Are you using the millis() function for calculated delays ?? Are you handling overflow (as indicated, after approximately 50 days) correctly ??

Hope that helps . . .

Mark J Culross
KD5RXT


1710881330542.png
 
Does anyone else have experience with this failure mode?
This seems oddly unique among the posts and history AFAIK ...
Really Odd
the Teensy was visible, and it was running its default Blink program
And this is really ODD as the two ways to get BLINK on a T_4.1 are #1:Manual Upload and #2: 15sec Restore only by holding the Program Button on a powered Teensy ~13-17 seconds and releasing it in that time frame. And neither of those are suggested as done?

And a failure after 7-10? days and 52 days is a big window where it ran for a respectable period.

Without seeing the code or any idea of what hardware is attached, and the process involved while running - except not actively attached or using USB ... ⁉️

Have had some code run and programming or restarting was odd perhaps - but likely on a shorter run of bad code - and it may have been resolved with the 15 Sec Restore and then not recurred or needed further investigation.
 
And this is really ODD as the two ways to get BLINK on a T_4.1 are #1:Manual Upload and #2: 15sec Restore only by holding the Program Button on a powered Teensy ~13-17 seconds and releasing it in that time frame. And neither of those are suggested as done?
The first time (7+ days) I probably did try holding the Program Button, as you suggested, and the recovery can be attributed to that. I should have mentioned this.
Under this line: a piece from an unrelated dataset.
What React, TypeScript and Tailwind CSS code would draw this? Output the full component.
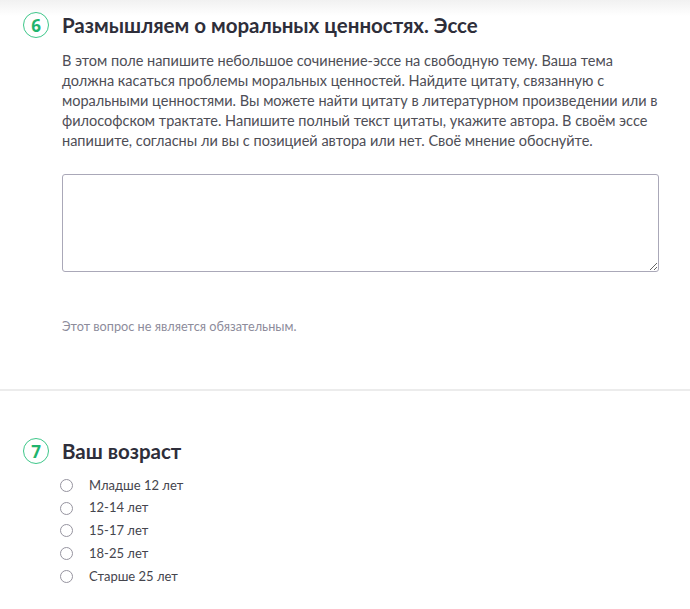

The second time (52 days), alas, I definitely did try the Program Button method, without success.

And a failure after 7-10? days and 52 days is a big window where it ran for a respectable period.

Without seeing the code or any idea of what hardware is attached, and the process involved while running - except not actively attached or using USB ... ⁉️

Have had some code run and programming or restarting was odd perhaps - but likely on a shorter run of bad code - and it may have been resolved with the 15 Sec Restore and then not recurred or needed further investigation.